Dziewczyna na stówę żartowała, widać ma poczucie humoru i lubi się droczyć. Takie ”docinki” można fajnie wykorzystać z pozytywny sposób, zamiast obrażać się i brać je na poważnie.

Może żartowała, może nie XD tego nie wiemy. Zakładasz, że dziewczyna jest inteligentna i skłonna do sarkazmu. Ale przecież nie znamy jej, i może to, co nam się wydaje na forum żartem/niewinną szyderą, było mówione całkowicie na poważnie, jako akt naiwnego postrzegania świata i dziwnych roszczeń. Ale to tylko OP może rozsądzić.

Poza tym jest coś takiego jak prawo Poe'go https://pl.wikipedia.org/wiki/Prawo_Poego

1
LukeJL napisał(a):

Zakładasz, że dziewczyna jest inteligentna i skłonna do sarkazmu.

W odróżnieniu od wielu, nie zakładam z góry, że każdy trudniący się innym zajęciem niż programowanie (a tym bardziej każdy, kogo zupełnie nie znam) to idiota z mentalnością ameby. Bo tylko taki ktoś nie rozumiałby różnicy pomiędzy bootcampem a wieloletnim szlifowaniem swoich umiejętności.

2

Tak jak furious pisze, też odebrałem to jako żart i atak bardziej na ten bootcamp, że oferuje coś nierealnego (zostanie kompetentnym programistą po miesiącu z hakiem).

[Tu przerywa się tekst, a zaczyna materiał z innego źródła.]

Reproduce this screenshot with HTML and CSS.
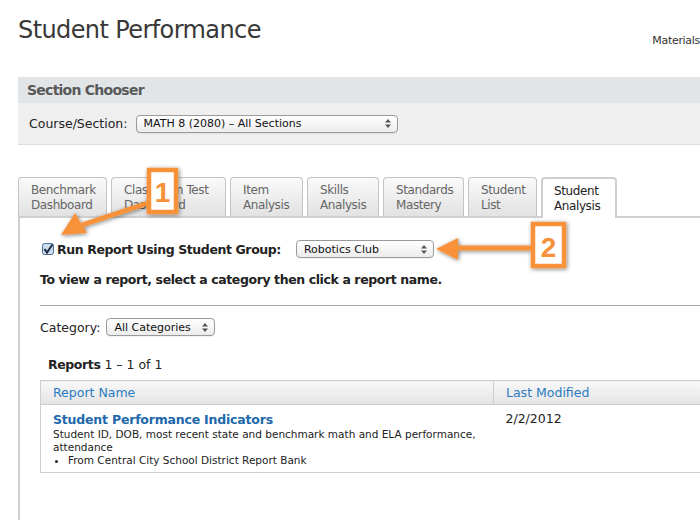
FILE: index.html
```html
<!DOCTYPE html>
<html>
<head>
<meta charset="utf-8">
<link rel="stylesheet" href="styles.css">
</head>
<body>
<div class="page">
  <header class="top">
    <h1 class="title">Student Performance</h1>
    <a class="materials">Materials</a>
  </header>

  <section class="chooser">
    <div class="chooser-head">Section Chooser</div>
    <div class="chooser-body">
      <label class="lbl">Course/Section:</label>
      <div class="select sel-course"><span>MATH 8 (2080) – All Sections</span><svg class="updown" width="6" height="9" viewBox="0 0 6 9"><path d="M3 0 L6 3.5 H0 Z M3 9 L6 5.5 H0 Z" fill="#555"/></svg></div>
    </div>
  </section>

  <nav class="tabs">
    <div class="tab w1">Benchmark<br>Dashboard</div>
    <div class="tab w2">Classroom Test<br>Dashboard</div>
    <div class="tab w3">Item<br>Analysis</div>
    <div class="tab w4">Skills<br>Analysis</div>
    <div class="tab w5">Standards<br>Mastery</div>
    <div class="tab w6">Student<br>List</div>
    <div class="tab w7 active">Student<br>Analysis</div>
  </nav>

  <div class="panel">
    <div class="group-row">
      <svg class="check" width="12" height="12" viewBox="0 0 12 12"><rect x="0.5" y="0.5" width="11" height="11" rx="2" fill="#c9dcf0" stroke="#4a6d94"/><path d="M2.5 6 L5 9.5 L10.5 1.5" fill="none" stroke="#1b2a3d" stroke-width="2"/></svg>
      <span class="bold">Run Report Using Student Group:</span>
      <div class="select sel-group"><span>Robotics Club</span><svg class="updown" width="6" height="9" viewBox="0 0 6 9"><path d="M3 0 L6 3.5 H0 Z M3 9 L6 5.5 H0 Z" fill="#555"/></svg></div>
    </div>
    <p class="bold hint">To view a report, select a category then click a report name.</p>
    <hr class="rule">
    <div class="cat-row">
      <label class="lbl">Category:</label>
      <div class="select sel-cat"><span>All Categories</span><svg class="updown" width="6" height="9" viewBox="0 0 6 9"><path d="M3 0 L6 3.5 H0 Z M3 9 L6 5.5 H0 Z" fill="#555"/></svg></div>
    </div>
    <div class="count"><b>Reports</b> 1 – 1 of 1</div>
    <table class="reports">
      <thead>
        <tr><th class="c1">Report Name</th><th class="c2">Last Modified</th></tr>
      </thead>
      <tbody>
        <tr>
          <td class="c1">
            <a class="rname">Student Performance Indicators</a>
            <div class="desc">Student ID, DOB, most recent state and benchmark math and ELA performance, attendance</div>
            <ul class="src"><li>From Central City School District Report Bank</li></ul>
          </td>
          <td class="c2 date">2/2/2012</td>
        </tr>
      </tbody>
    </table>
  </div>
</div>

<svg class="callout callout1" width="200" height="110" viewBox="0 0 200 110">
  <defs>
    <filter id="sh" x="-30%" y="-30%" width="160%" height="160%"><feGaussianBlur in="SourceAlpha" stdDeviation="2"/><feOffset dx="1" dy="1"/><feComponentTransfer><feFuncA type="linear" slope="0.5"/></feComponentTransfer><feMerge><feMergeNode/><feMergeNode in="SourceGraphic"/></feMerge></filter>
  </defs>
  <g filter="url(#sh)">
    <path d="M118 45 L52 67" stroke="#f7923a" stroke-width="5" fill="none"/>
    <path d="M31 77 L45 55 L57 75 Z" fill="#f7923a"/>
    <rect x="119" y="12" width="27" height="42" fill="#fff" stroke="#f7923a" stroke-width="4.5"/>
  </g>
  <text x="132.5" y="44" text-anchor="middle" class="num">1</text>
</svg>

<svg class="callout callout2" width="160" height="70" viewBox="0 0 160 70">
  <g filter="url(#sh)">
    <path d="M110 33 L35 33" stroke="#f7923a" stroke-width="5" fill="none"/>
    <path d="M15 34 L37 23 L37 45 Z" fill="#f7923a"/>
    <rect x="112" y="9" width="31" height="42" fill="#fff" stroke="#f7923a" stroke-width="4.5"/>
  </g>
  <text x="127.5" y="42" text-anchor="middle" class="num">2</text>
</svg>
</body>
</html>
```

FILE: styles.css
```css
html, body {
  margin: 0;
  padding: 0;
  background: #fff;
  overflow: hidden;
  width: 700px;
  height: 520px;
}
body {
  font-family: "DejaVu Sans", "Liberation Sans", sans-serif;
  color: #222;
  font-size: 12px;
  position: relative;
}
.page {
  padding-left: 18px;
}
.top {
  display: flex;
  align-items: flex-start;
  height: 77px;
  box-sizing: border-box;
  padding-top: 15px;
}
.title {
  margin: 0;
  font-weight: normal;
  font-size: 24px;
  line-height: 30px;
  color: #383838;
  letter-spacing: -0.6px;
  flex: 0 0 auto;
}
.materials {
  margin-left: auto;
  margin-top: 19px;
  font-size: 11px;
  line-height: 13px;
  letter-spacing: -0.3px;
  color: #333;
  white-space: nowrap;
  margin-right: 0;
}
.chooser {
  background: #efefef;
  border-bottom: 1px solid #dcdcdc;
}
.chooser-head {
  background: #e1e5e8;
  height: 26px;
  line-height: 27px;
  padding-left: 9px;
  font-weight: bold;
  font-size: 14px;
  letter-spacing: -0.75px;
  color: #595959;
}
.chooser-body {
  height: 41px;
  display: flex;
  align-items: center;
  padding-left: 11px;
}
.lbl {
  font-size: 12.5px;
  color: #222;
}
.select {
  display: flex;
  align-items: center;
  justify-content: space-between;
  box-sizing: border-box;
  height: 18px;
  border: 1px solid #9a9a9a;
  border-radius: 4px;
  background: linear-gradient(#ffffff, #ececec);
  font-size: 11px;
  color: #111;
  padding: 0 6px 0 7px;
  box-shadow: 0 1px 0 rgba(0,0,0,0.05);
}
.sel-course { width: 262px; margin-left: 8px; }
.sel-group { width: 138px; margin-left: 15px; }
.sel-cat { width: 109px; margin-left: 6px; }
.updown { flex: 0 0 auto; }

.tabs {
  display: flex;
  gap: 4px;
  margin-top: 32px;
  height: 39px;
  position: relative;
  z-index: 1;
}
.tab {
  box-sizing: border-box;
  height: 39px;
  border: 1px solid #c4c4c4;
  border-bottom: none;
  border-radius: 4px 4px 0 0;
  background: linear-gradient(#fafafa, #e2e2e2);
  color: #666;
  font-size: 12px;
  letter-spacing: -0.4px;
  line-height: 15px;
  padding: 5px 0 0 12px;
  white-space: nowrap;
}
.tab.active {
  background: #fff;
  color: #222;
  height: 41px;
  border: 2px solid #cfcfcf;
  border-bottom: none;
  padding-top: 5px;
  padding-left: 11px;
}
.w1 { width: 89px; }
.w2 { width: 115px; }
.w3 { width: 73px; }
.w4 { width: 72px; }
.w5 { width: 81px; }
.w6 { width: 69px; }
.w7 { width: 76px; }

.panel {
  border-top: 2px solid #cfcfcf;
  border-left: 2px solid #cfcfcf;
  padding: 22px 0 40px 20px;
  min-height: 300px;
}
.bold {
  font-weight: bold;
  letter-spacing: -0.4px;
}
.group-row {
  display: flex;
  align-items: center;
  height: 18px;
  padding-left: 2px;
  font-size: 12.5px;
}
.check { margin-right: 3px; }
.hint {
  margin: 14px 0 0;
  font-size: 12.5px;
  line-height: 15px;
}
.rule {
  border: none;
  border-top: 1px solid #a8a8a8;
  margin: 18px 0 0;
  height: 0;
}
.cat-row {
  display: flex;
  align-items: center;
  margin-top: 12px;
  height: 18px;
}
.count {
  margin: 21px 0 0 8px;
  font-size: 12.5px;
  line-height: 15px;
}
.count b { font-weight: bold; letter-spacing: -0.4px; }
.reports {
  margin-top: 8px;
  width: 680px;
  border-collapse: collapse;
  border: 1px solid #cfcfcf;
  border-right: none;
}
.reports th {
  height: 23px;
  background: linear-gradient(#f8f8f8, #e4e4e4);
  border-bottom: 1px solid #cfcfcf;
  text-align: left;
  font-weight: normal;
  font-size: 12.5px;
  color: #2a7bc0;
  padding: 0 0 0 12px;
}
.reports th.c1 { width: 440px; border-right: 1px solid #cfcfcf; }
.reports td {
  vertical-align: top;
  padding: 7px 0 5px 12px;
}
.rname {
  display: block;
  font-weight: bold;
  font-size: 12.5px;
  letter-spacing: -0.2px;
  line-height: 16px;
  color: #2068ab;
}
.desc {
  font-size: 10.5px;
  line-height: 13px;
  color: #222;
  width: 440px;
}
.src {
  margin: 0;
  padding: 0 0 0 15px;
  font-size: 10.5px;
  line-height: 13px;
}
.date {
  font-size: 12.5px;
  color: #222;
  padding-top: 6px !important;
}

.callout {
  position: absolute;
  z-index: 5;
}
.callout1 { left: 30px; top: 158px; }
.callout2 { left: 421px; top: 215px; }
.num {
  font-family: "Liberation Sans", sans-serif;
  font-weight: bold;
  font-size: 28px;
  fill: #f7923a;
}
```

Zresztą nieważne, jakie intencje przyświecały dziewczynie, ja bym szedł z tym tekstem dalej i opowiedział coś w stylu, że "no tak, ale ja jestem tępy i muszę dłużej siedzieć żeby zrozumieć" :D Jak dziewczyna mówiła to na serio, to z czasem wyjdą podobne kwiatki, wtedy IMO nie ma co przekonywać tylko niech każde pójdzie w swoją stronę. A jak mówiła to z żartem, to z pewnością wychwyci też nasz żart i problemu nie ma.

1

no dobra, zakladajac ze historia jest prawdziwa i ze to byl zart to op ma brak dystansu do siebie level 99 i lepiej niech dziewczyna ucieka poki moze bo samym swoim istnieniem moze urazac delikatne ego opa ;)

2

no generalnie ja bym polecał troche dystansu i nie przyjmowanie tego do siebie
jakbyś ten śmiech pociągnął i jej wytłumaczył na czym polega różnica między programistą po bootcampie, a programistą to byś tego tematu wcale nie zakładał, bo byś był wtedy zajęty bzykaniem

9

To spytaj ją, po co się z Tobą zadaje, skoro ma 100 bootcampowców na Twoje miejsce.

2

Część moich znajomych toczy bekę z programistów i wieloletnich studiów programistycznych, śmiejąc się, że przecież można zostać programistą w 6 tygodni, a później dostajesz 15k za klikanie w komputer. Niektórzy pod wpływem tej propagandy nawet próbowali swoich sił i rozpoczynali naukę na własną rękę (pożyczałem im książki), ale mieli słomiany zapał i szybko rezygnowali.

0
Haskell napisał(a):

Część moich znajomych toczy bekę z programistów i wieloletnich studiów programistycznych, śmiejąc się, że przecież można zostać programistą w 6 tygodni, a później dostajesz 15k za klikanie w komputer. Niektórzy pod wpływem tej propagandy nawet próbowali swoich sił i rozpoczynali naukę na własną rękę (pożyczałem im książki), ale mieli słomiany zapał i szybko rezygnowali.

Teoretycznie w 6 tygodni jakies tam podstawy lizniesz chociaz nie bedzie to sporo xD

1

Ręka w górę jak ktoś pracuje z osobą po bootcampie.